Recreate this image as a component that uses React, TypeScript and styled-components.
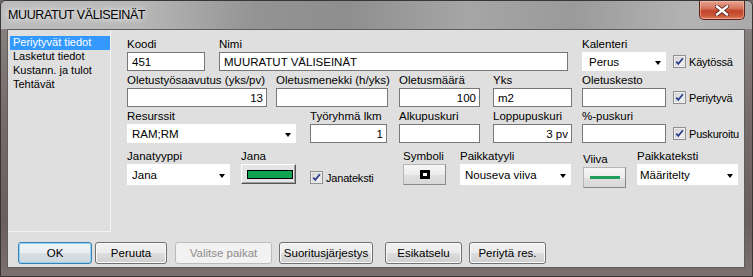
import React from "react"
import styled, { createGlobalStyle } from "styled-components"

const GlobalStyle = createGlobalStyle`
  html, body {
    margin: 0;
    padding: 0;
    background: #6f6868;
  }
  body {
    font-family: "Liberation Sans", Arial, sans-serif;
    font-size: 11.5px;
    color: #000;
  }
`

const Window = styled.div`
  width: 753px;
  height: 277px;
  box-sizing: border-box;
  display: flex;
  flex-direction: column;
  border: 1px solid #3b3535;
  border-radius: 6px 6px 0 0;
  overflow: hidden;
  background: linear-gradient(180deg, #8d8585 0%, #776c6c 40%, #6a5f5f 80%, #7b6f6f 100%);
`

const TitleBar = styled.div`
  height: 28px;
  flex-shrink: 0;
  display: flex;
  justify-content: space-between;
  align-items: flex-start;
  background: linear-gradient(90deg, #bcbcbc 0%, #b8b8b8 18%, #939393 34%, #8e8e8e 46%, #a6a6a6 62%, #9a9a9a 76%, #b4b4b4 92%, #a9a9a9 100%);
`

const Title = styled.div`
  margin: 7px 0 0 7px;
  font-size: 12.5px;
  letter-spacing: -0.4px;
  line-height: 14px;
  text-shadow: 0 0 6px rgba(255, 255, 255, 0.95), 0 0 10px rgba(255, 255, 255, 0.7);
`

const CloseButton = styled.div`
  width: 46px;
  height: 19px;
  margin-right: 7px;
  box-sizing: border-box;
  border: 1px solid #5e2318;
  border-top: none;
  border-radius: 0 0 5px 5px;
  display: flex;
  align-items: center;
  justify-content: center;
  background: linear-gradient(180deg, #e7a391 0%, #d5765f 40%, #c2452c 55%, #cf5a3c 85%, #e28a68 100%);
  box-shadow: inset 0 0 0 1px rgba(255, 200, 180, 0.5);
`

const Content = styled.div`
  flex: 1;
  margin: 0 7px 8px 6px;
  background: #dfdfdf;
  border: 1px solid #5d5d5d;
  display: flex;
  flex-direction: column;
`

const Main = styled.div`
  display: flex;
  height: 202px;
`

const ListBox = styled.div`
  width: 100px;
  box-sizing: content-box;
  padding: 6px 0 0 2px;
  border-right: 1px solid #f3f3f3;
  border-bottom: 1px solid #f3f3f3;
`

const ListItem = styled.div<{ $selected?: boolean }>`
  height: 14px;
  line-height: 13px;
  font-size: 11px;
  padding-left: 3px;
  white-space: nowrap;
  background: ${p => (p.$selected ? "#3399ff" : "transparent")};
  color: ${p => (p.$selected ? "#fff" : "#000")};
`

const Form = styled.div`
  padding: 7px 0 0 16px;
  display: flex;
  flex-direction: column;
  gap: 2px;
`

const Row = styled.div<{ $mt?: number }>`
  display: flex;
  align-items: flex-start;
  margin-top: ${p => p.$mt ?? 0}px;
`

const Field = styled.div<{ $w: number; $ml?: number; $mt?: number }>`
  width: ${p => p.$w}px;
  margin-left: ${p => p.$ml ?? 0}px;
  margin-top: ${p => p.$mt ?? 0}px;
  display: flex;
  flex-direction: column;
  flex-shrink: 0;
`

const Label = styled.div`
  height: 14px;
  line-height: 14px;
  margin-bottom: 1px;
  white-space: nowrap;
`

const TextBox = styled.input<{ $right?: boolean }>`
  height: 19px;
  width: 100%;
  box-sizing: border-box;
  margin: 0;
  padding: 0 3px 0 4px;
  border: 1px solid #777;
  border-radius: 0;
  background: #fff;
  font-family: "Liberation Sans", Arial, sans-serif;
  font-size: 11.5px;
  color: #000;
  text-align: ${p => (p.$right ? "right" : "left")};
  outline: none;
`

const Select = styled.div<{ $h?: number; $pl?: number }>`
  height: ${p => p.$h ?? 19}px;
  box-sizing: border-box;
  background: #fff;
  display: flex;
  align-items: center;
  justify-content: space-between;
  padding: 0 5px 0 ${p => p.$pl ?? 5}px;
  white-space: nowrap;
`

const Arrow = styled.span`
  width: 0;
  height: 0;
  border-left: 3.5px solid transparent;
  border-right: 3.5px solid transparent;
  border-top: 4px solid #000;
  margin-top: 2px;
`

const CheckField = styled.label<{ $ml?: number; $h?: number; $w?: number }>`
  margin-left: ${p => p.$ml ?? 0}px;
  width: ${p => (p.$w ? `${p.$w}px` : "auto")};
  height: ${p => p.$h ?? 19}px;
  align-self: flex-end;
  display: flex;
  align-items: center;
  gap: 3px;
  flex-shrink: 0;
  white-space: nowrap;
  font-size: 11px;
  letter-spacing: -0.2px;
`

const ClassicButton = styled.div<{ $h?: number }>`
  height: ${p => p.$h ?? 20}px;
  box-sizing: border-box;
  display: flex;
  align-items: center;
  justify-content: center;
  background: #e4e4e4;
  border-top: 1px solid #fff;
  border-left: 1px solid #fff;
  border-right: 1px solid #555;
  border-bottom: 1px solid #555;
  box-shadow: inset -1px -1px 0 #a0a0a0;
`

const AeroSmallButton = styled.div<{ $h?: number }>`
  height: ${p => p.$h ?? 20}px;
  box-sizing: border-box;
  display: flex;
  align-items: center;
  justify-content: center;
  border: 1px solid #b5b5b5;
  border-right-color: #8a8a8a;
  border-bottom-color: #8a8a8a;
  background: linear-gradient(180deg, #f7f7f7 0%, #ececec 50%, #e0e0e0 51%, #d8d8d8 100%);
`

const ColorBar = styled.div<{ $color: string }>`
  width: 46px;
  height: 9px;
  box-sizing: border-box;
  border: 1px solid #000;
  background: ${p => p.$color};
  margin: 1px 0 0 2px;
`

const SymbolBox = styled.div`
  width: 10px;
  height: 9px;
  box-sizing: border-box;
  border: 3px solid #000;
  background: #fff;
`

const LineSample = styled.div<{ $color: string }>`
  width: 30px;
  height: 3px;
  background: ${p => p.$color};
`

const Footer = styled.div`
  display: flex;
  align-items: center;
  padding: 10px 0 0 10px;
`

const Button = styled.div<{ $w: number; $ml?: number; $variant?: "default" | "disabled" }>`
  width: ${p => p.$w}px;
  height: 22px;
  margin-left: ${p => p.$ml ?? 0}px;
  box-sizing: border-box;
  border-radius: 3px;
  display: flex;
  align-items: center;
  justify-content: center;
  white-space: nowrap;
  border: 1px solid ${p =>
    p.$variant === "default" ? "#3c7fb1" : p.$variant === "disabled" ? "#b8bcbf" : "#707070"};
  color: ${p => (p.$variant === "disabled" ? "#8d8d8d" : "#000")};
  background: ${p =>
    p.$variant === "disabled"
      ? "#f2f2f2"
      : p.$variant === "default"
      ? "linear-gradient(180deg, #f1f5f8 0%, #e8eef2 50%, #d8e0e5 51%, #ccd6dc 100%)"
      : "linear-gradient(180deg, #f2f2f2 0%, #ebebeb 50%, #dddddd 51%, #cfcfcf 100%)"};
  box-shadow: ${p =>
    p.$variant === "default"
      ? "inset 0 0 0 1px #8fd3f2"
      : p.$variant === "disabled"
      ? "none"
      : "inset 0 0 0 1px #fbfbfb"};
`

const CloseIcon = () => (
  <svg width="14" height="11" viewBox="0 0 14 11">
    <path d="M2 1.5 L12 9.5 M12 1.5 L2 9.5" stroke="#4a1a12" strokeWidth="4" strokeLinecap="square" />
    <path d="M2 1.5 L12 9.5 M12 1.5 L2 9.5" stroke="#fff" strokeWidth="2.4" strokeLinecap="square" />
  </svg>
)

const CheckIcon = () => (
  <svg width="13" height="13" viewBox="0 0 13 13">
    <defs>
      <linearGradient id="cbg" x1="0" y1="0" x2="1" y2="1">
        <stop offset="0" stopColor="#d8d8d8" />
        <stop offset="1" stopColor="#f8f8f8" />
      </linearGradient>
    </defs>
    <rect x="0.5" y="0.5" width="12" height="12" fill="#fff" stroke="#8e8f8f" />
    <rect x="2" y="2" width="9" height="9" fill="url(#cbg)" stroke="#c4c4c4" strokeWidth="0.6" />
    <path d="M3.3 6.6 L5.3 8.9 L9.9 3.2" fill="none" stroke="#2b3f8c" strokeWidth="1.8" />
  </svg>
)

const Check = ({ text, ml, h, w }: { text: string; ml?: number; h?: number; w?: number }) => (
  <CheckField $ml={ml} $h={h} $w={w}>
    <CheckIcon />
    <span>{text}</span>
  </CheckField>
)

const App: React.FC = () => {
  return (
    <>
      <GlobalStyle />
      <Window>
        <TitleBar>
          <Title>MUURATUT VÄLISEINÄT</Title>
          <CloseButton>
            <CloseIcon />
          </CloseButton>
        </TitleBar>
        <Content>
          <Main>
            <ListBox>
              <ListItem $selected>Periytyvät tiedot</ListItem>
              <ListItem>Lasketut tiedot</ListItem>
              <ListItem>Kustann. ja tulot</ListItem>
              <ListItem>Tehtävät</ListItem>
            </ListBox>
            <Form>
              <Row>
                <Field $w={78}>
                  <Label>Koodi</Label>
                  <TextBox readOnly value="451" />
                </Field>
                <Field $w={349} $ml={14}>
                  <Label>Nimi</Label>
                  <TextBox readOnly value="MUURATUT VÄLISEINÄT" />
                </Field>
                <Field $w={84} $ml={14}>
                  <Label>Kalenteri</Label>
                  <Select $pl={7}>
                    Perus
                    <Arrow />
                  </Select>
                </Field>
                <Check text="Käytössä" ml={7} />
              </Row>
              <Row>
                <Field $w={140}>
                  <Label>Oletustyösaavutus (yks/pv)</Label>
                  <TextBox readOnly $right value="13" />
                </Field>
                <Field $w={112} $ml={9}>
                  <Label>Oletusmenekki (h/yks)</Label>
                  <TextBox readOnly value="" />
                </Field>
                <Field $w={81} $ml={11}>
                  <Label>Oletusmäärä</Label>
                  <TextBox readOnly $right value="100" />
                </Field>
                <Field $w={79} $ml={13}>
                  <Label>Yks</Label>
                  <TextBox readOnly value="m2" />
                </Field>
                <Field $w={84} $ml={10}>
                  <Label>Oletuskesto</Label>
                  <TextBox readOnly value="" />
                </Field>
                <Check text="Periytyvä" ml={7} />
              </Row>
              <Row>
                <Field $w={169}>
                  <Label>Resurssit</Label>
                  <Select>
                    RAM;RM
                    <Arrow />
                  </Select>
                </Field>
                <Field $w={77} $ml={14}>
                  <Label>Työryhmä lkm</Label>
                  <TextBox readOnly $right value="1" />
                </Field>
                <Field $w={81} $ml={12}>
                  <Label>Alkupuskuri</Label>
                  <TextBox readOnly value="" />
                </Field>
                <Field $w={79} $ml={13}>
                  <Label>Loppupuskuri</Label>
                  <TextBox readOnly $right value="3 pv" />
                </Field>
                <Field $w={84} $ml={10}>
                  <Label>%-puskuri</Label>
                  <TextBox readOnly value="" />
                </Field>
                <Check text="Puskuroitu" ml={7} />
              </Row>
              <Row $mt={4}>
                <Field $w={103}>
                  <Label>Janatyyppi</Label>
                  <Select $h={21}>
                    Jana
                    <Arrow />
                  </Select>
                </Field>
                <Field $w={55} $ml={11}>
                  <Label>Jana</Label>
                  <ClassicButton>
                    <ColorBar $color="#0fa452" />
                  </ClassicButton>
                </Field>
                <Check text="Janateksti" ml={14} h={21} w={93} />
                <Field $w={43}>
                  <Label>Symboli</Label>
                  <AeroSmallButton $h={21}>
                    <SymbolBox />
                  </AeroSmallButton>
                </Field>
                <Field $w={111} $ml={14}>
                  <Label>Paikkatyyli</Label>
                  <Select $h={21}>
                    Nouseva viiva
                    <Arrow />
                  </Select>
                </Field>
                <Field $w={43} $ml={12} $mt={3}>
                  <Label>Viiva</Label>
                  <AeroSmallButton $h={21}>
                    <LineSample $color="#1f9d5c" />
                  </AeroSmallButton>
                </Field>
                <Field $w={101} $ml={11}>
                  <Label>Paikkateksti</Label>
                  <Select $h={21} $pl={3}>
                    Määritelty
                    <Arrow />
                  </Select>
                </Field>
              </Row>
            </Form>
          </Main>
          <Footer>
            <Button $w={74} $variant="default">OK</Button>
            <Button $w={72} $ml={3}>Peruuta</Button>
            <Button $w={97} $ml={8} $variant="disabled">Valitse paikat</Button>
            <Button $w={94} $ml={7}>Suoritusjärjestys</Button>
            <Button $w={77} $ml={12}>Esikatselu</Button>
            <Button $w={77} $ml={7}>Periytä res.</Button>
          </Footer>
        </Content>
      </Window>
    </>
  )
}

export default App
--
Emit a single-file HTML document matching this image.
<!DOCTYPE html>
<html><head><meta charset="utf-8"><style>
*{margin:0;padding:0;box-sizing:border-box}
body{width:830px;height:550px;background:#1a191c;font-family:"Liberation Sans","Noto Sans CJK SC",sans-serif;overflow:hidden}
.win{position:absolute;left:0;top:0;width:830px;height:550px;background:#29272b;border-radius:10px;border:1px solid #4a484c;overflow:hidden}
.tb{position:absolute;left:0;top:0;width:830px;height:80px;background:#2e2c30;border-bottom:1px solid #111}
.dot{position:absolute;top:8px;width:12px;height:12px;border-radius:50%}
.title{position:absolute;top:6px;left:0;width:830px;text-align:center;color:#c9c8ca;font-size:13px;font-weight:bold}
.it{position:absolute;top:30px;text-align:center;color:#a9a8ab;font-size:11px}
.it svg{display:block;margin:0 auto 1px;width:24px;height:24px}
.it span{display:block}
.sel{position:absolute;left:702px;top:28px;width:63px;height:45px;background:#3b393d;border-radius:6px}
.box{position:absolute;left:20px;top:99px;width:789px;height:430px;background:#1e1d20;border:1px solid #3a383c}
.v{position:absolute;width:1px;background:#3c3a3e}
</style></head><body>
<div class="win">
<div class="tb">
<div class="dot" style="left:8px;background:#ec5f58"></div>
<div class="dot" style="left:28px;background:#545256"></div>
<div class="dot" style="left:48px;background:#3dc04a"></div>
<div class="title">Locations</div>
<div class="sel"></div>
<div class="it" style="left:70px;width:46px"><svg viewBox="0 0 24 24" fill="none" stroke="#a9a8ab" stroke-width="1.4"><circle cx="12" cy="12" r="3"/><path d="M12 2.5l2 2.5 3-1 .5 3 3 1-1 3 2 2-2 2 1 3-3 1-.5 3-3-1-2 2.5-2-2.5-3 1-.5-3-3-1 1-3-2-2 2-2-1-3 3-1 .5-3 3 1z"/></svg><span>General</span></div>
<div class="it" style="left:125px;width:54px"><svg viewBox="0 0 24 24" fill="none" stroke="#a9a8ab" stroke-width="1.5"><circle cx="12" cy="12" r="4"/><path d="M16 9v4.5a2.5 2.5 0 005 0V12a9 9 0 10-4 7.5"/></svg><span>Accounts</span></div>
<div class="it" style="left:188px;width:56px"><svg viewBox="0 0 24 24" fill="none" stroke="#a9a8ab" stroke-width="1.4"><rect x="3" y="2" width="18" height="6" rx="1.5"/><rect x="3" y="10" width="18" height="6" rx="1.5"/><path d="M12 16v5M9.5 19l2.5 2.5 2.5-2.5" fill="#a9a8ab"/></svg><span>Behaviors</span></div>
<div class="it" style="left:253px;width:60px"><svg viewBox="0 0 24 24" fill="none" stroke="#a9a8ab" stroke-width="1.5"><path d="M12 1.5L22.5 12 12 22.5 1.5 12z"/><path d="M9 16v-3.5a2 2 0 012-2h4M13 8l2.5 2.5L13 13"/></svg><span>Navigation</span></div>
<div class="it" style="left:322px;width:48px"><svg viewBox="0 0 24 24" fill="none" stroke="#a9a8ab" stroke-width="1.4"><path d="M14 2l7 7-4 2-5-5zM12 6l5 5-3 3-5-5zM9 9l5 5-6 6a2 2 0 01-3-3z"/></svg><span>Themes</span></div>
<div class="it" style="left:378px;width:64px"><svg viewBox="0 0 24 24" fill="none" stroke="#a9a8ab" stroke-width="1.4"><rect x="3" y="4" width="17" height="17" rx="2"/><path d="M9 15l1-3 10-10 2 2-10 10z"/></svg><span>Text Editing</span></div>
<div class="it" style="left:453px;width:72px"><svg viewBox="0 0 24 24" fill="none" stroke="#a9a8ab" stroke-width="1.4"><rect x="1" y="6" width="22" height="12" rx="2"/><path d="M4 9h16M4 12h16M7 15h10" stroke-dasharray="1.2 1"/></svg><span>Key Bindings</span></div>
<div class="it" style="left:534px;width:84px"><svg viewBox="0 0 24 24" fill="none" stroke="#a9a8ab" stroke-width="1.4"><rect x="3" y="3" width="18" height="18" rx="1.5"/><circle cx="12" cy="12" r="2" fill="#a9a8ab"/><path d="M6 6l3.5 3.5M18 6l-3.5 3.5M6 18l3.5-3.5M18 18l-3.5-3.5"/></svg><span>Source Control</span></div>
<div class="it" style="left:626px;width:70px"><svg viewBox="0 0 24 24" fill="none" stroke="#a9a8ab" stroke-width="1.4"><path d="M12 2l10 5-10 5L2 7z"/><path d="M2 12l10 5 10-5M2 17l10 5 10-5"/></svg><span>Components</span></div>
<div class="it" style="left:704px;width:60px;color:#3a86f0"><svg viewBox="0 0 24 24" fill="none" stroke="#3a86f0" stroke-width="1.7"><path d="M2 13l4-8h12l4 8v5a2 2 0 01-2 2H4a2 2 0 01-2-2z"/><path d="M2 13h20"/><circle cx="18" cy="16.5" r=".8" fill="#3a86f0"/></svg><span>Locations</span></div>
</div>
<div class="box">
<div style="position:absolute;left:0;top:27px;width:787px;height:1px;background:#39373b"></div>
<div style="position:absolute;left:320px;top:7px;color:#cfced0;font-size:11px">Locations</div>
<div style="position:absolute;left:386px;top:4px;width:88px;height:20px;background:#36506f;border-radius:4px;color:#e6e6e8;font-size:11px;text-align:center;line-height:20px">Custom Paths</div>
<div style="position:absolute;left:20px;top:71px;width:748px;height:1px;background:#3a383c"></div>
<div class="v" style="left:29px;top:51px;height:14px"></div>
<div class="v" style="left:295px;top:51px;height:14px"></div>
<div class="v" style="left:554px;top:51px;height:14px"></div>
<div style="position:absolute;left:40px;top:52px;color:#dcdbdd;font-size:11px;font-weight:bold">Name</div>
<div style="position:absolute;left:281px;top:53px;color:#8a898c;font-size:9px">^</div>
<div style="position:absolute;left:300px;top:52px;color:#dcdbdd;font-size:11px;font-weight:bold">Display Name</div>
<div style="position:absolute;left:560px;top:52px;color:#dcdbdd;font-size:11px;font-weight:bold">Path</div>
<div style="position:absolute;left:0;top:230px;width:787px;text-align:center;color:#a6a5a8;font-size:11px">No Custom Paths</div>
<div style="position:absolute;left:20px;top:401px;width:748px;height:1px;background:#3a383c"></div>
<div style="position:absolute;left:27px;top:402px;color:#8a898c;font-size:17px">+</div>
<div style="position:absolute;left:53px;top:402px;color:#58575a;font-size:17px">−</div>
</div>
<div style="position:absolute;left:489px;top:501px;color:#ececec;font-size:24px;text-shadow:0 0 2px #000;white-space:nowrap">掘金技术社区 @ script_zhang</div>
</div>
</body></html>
--
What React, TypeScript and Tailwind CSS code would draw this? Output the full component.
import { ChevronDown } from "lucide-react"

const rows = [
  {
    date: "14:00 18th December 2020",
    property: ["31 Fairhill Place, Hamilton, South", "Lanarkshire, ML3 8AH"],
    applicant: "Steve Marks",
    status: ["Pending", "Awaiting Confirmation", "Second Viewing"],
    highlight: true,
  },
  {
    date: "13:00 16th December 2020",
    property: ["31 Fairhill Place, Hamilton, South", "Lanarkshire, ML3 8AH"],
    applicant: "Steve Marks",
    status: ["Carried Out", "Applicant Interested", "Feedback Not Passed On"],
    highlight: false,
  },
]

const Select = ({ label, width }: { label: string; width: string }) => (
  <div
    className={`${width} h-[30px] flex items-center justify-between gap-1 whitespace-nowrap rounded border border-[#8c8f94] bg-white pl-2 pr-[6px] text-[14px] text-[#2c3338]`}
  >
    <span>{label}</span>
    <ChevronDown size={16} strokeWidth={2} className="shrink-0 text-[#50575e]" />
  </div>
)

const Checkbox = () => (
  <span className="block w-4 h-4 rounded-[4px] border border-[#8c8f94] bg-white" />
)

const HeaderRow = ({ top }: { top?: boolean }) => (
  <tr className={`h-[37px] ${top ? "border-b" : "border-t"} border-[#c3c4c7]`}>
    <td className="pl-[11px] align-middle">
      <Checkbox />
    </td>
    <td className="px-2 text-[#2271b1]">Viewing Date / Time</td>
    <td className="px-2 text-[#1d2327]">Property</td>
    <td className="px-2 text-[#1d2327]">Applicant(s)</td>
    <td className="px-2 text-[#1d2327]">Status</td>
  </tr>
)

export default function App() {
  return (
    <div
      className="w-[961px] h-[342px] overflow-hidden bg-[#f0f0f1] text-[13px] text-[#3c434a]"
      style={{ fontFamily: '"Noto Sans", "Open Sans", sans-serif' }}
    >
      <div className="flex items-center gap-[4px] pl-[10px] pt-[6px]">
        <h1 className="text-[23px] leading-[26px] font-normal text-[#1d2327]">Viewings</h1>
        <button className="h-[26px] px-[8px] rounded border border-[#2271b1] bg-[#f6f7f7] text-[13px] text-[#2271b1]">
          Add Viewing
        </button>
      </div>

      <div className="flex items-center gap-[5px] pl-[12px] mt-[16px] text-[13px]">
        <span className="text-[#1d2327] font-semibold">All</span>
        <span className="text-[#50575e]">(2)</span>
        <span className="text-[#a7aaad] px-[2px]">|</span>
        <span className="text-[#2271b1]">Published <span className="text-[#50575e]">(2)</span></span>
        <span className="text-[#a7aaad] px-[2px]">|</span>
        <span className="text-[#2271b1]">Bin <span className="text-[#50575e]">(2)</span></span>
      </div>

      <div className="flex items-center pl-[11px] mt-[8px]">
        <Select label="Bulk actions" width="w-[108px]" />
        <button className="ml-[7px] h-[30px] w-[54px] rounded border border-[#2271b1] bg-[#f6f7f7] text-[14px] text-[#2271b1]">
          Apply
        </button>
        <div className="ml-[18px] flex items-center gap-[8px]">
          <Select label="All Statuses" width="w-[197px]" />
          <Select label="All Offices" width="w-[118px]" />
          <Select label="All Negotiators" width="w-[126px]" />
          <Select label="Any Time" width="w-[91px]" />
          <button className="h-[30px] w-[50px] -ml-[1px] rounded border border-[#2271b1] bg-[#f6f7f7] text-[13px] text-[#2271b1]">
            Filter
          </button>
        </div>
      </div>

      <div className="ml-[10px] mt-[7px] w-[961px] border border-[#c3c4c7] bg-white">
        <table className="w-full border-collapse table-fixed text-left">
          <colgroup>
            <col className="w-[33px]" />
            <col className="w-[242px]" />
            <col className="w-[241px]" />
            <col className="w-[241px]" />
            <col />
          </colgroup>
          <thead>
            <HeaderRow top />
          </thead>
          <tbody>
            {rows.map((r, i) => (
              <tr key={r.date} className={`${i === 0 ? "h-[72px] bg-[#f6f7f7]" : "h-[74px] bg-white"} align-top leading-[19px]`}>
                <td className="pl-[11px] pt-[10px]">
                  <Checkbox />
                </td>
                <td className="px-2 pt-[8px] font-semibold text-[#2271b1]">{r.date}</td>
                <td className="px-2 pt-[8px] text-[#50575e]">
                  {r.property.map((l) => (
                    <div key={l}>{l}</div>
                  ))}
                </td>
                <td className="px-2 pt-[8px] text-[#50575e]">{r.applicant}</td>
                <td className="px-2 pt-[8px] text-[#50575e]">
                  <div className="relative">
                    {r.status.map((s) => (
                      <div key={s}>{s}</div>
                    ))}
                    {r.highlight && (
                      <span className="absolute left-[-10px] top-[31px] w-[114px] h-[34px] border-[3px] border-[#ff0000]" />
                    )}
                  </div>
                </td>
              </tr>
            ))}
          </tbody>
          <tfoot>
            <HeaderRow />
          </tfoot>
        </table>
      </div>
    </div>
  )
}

• _WHAT TO PRODUCE_
Return every line above that contains the word "full".

• _RESPONSE BELOW_
What React, TypeScript and Tailwind CSS code would draw this? Output the full component.
        <table className="w-full border-collapse table-fixed text-left">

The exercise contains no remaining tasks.